— begin SUPPLIED DATA —

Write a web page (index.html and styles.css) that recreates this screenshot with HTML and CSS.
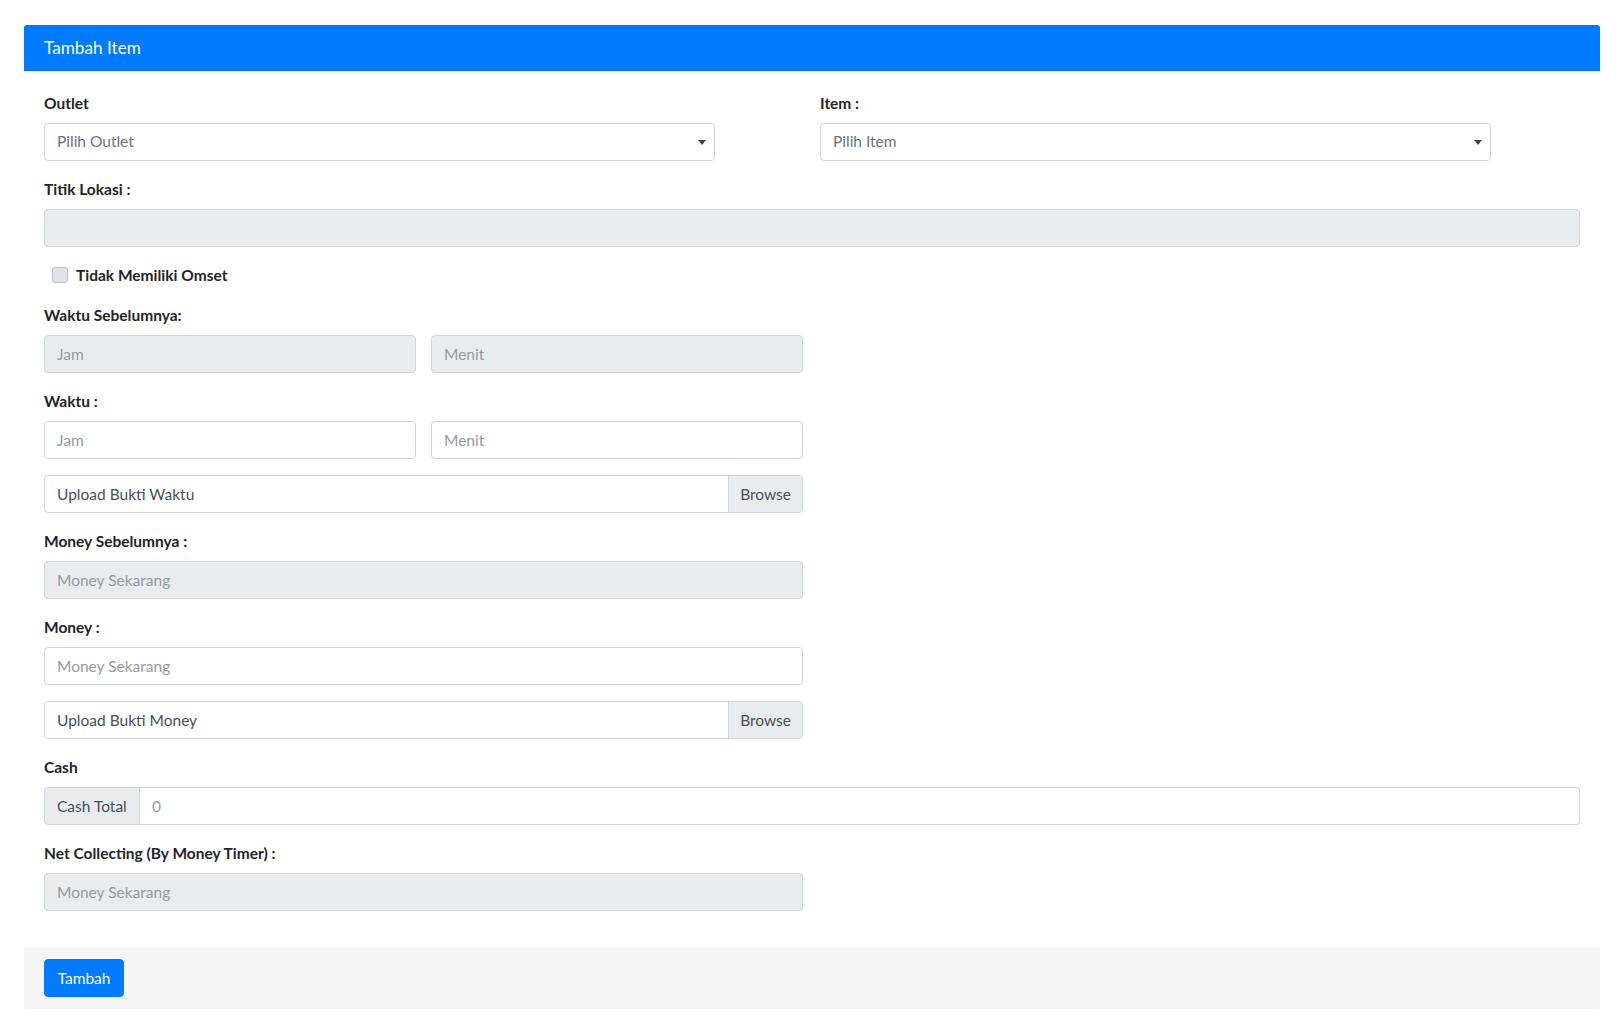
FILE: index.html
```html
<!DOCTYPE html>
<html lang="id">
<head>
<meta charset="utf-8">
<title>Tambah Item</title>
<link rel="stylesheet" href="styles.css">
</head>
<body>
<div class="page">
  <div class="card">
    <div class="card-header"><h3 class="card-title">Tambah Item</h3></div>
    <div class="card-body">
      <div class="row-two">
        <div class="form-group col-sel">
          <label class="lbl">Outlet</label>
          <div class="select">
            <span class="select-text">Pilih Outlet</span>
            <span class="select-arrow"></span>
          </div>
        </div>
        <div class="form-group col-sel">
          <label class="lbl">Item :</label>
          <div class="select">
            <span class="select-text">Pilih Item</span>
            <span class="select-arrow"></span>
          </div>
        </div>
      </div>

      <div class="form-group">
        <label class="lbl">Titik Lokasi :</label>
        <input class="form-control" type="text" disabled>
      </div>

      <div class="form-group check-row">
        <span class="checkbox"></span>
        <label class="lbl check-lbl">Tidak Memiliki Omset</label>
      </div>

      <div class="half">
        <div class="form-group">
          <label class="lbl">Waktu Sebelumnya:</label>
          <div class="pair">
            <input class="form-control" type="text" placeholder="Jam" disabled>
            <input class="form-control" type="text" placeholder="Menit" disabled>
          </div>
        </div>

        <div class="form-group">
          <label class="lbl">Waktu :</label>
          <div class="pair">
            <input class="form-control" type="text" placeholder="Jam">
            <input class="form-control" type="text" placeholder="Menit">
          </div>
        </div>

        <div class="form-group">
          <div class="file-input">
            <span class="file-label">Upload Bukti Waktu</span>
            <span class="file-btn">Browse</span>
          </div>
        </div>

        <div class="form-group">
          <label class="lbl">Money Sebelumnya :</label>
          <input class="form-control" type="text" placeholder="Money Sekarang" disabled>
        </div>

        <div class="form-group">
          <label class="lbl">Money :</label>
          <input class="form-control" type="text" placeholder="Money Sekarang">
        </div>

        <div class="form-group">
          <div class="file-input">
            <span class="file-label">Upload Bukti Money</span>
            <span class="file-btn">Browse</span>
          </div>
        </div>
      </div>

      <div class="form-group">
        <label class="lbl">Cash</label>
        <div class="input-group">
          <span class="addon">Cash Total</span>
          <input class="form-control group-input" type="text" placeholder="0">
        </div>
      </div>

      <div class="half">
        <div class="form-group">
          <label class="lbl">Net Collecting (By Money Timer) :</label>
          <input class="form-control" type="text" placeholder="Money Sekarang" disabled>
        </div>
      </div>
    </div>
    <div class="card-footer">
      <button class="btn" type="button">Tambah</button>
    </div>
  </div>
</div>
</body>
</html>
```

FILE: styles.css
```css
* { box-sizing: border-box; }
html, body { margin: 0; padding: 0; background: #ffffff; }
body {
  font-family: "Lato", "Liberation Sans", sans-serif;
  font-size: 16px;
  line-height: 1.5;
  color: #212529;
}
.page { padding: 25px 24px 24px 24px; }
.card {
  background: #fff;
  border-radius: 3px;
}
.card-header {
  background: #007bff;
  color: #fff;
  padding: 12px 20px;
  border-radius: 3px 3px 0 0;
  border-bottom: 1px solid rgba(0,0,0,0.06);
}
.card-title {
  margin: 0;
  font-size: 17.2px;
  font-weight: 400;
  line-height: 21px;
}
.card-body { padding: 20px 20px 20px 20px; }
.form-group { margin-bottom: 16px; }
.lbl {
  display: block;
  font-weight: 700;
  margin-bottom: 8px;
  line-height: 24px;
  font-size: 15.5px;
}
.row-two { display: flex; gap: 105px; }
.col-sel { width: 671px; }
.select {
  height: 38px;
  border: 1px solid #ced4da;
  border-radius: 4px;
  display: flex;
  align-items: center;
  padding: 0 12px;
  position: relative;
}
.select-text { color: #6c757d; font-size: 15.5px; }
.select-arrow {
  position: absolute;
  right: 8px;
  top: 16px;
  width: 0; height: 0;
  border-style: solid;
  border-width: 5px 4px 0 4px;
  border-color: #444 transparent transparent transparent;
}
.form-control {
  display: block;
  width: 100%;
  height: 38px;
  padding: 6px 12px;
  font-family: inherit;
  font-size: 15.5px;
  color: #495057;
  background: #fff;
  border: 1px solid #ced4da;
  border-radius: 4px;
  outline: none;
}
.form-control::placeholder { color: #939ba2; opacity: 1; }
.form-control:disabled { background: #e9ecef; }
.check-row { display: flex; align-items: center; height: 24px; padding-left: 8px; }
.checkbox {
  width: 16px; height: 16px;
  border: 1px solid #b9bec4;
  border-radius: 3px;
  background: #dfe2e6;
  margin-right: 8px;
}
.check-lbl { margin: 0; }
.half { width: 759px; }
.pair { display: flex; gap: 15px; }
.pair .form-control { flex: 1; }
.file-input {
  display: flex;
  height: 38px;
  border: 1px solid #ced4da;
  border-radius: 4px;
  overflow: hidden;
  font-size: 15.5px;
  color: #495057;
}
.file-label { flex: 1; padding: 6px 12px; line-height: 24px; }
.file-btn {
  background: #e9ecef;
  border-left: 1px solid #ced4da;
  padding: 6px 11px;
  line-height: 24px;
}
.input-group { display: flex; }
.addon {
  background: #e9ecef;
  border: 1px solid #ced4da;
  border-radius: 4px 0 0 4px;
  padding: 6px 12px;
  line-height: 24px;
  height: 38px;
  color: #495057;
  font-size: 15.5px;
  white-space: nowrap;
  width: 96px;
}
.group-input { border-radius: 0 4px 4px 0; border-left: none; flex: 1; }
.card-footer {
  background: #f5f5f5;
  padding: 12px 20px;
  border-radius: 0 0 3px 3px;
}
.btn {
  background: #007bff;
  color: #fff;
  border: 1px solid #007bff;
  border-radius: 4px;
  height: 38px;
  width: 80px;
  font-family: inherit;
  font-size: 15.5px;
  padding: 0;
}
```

— end SUPPLIED DATA —

- [PROBLEM TO SOLVE] Reproduce the material in its entirety and word for word, without the pictures.

- [RESULT OF THIS EXERCISE]
Write a web page (index.html and styles.css) that recreates this screenshot with HTML and CSS.
FILE: index.html
```html
<!DOCTYPE html>
<html lang="id">
<head>
<meta charset="utf-8">
<title>Tambah Item</title>
<link rel="stylesheet" href="styles.css">
</head>
<body>
<div class="page">
  <div class="card">
    <div class="card-header"><h3 class="card-title">Tambah Item</h3></div>
    <div class="card-body">
      <div class="row-two">
        <div class="form-group col-sel">
          <label class="lbl">Outlet</label>
          <div class="select">
            <span class="select-text">Pilih Outlet</span>
            <span class="select-arrow"></span>
          </div>
        </div>
        <div class="form-group col-sel">
          <label class="lbl">Item :</label>
          <div class="select">
            <span class="select-text">Pilih Item</span>
            <span class="select-arrow"></span>
          </div>
        </div>
      </div>

      <div class="form-group">
        <label class="lbl">Titik Lokasi :</label>
        <input class="form-control" type="text" disabled>
      </div>

      <div class="form-group check-row">
        <span class="checkbox"></span>
        <label class="lbl check-lbl">Tidak Memiliki Omset</label>
      </div>

      <div class="half">
        <div class="form-group">
          <label class="lbl">Waktu Sebelumnya:</label>
          <div class="pair">
            <input class="form-control" type="text" placeholder="Jam" disabled>
            <input class="form-control" type="text" placeholder="Menit" disabled>
          </div>
        </div>

        <div class="form-group">
          <label class="lbl">Waktu :</label>
          <div class="pair">
            <input class="form-control" type="text" placeholder="Jam">
            <input class="form-control" type="text" placeholder="Menit">
          </div>
        </div>

        <div class="form-group">
          <div class="file-input">
            <span class="file-label">Upload Bukti Waktu</span>
            <span class="file-btn">Browse</span>
          </div>
        </div>

        <div class="form-group">
          <label class="lbl">Money Sebelumnya :</label>
          <input class="form-control" type="text" placeholder="Money Sekarang" disabled>
        </div>

        <div class="form-group">
          <label class="lbl">Money :</label>
          <input class="form-control" type="text" placeholder="Money Sekarang">
        </div>

        <div class="form-group">
          <div class="file-input">
            <span class="file-label">Upload Bukti Money</span>
            <span class="file-btn">Browse</span>
          </div>
        </div>
      </div>

      <div class="form-group">
        <label class="lbl">Cash</label>
        <div class="input-group">
          <span class="addon">Cash Total</span>
          <input class="form-control group-input" type="text" placeholder="0">
        </div>
      </div>

      <div class="half">
        <div class="form-group">
          <label class="lbl">Net Collecting (By Money Timer) :</label>
          <input class="form-control" type="text" placeholder="Money Sekarang" disabled>
        </div>
      </div>
    </div>
    <div class="card-footer">
      <button class="btn" type="button">Tambah</button>
    </div>
  </div>
</div>
</body>
</html>
```

FILE: styles.css
```css
* { box-sizing: border-box; }
html, body { margin: 0; padding: 0; background: #ffffff; }
body {
  font-family: "Lato", "Liberation Sans", sans-serif;
  font-size: 16px;
  line-height: 1.5;
  color: #212529;
}
.page { padding: 25px 24px 24px 24px; }
.card {
  background: #fff;
  border-radius: 3px;
}
.card-header {
  background: #007bff;
  color: #fff;
  padding: 12px 20px;
  border-radius: 3px 3px 0 0;
  border-bottom: 1px solid rgba(0,0,0,0.06);
}
.card-title {
  margin: 0;
  font-size: 17.2px;
  font-weight: 400;
  line-height: 21px;
}
.card-body { padding: 20px 20px 20px 20px; }
.form-group { margin-bottom: 16px; }
.lbl {
  display: block;
  font-weight: 700;
  margin-bottom: 8px;
  line-height: 24px;
  font-size: 15.5px;
}
.row-two { display: flex; gap: 105px; }
.col-sel { width: 671px; }
.select {
  height: 38px;
  border: 1px solid #ced4da;
  border-radius: 4px;
  display: flex;
  align-items: center;
  padding: 0 12px;
  position: relative;
}
.select-text { color: #6c757d; font-size: 15.5px; }
.select-arrow {
  position: absolute;
  right: 8px;
  top: 16px;
  width: 0; height: 0;
  border-style: solid;
  border-width: 5px 4px 0 4px;
  border-color: #444 transparent transparent transparent;
}
.form-control {
  display: block;
  width: 100%;
  height: 38px;
  padding: 6px 12px;
  font-family: inherit;
  font-size: 15.5px;
  color: #495057;
  background: #fff;
  border: 1px solid #ced4da;
  border-radius: 4px;
  outline: none;
}
.form-control::placeholder { color: #939ba2; opacity: 1; }
.form-control:disabled { background: #e9ecef; }
.check-row { display: flex; align-items: center; height: 24px; padding-left: 8px; }
.checkbox {
  width: 16px; height: 16px;
  border: 1px solid #b9bec4;
  border-radius: 3px;
  background: #dfe2e6;
  margin-right: 8px;
}
.check-lbl { margin: 0; }
.half { width: 759px; }
.pair { display: flex; gap: 15px; }
.pair .form-control { flex: 1; }
.file-input {
  display: flex;
  height: 38px;
  border: 1px solid #ced4da;
  border-radius: 4px;
  overflow: hidden;
  font-size: 15.5px;
  color: #495057;
}
.file-label { flex: 1; padding: 6px 12px; line-height: 24px; }
.file-btn {
  background: #e9ecef;
  border-left: 1px solid #ced4da;
  padding: 6px 11px;
  line-height: 24px;
}
.input-group { display: flex; }
.addon {
  background: #e9ecef;
  border: 1px solid #ced4da;
  border-radius: 4px 0 0 4px;
  padding: 6px 12px;
  line-height: 24px;
  height: 38px;
  color: #495057;
  font-size: 15.5px;
  white-space: nowrap;
  width: 96px;
}
.group-input { border-radius: 0 4px 4px 0; border-left: none; flex: 1; }
.card-footer {
  background: #f5f5f5;
  padding: 12px 20px;
  border-radius: 0 0 3px 3px;
}
.btn {
  background: #007bff;
  color: #fff;
  border: 1px solid #007bff;
  border-radius: 4px;
  height: 38px;
  width: 80px;
  font-family: inherit;
  font-size: 15.5px;
  padding: 0;
}
```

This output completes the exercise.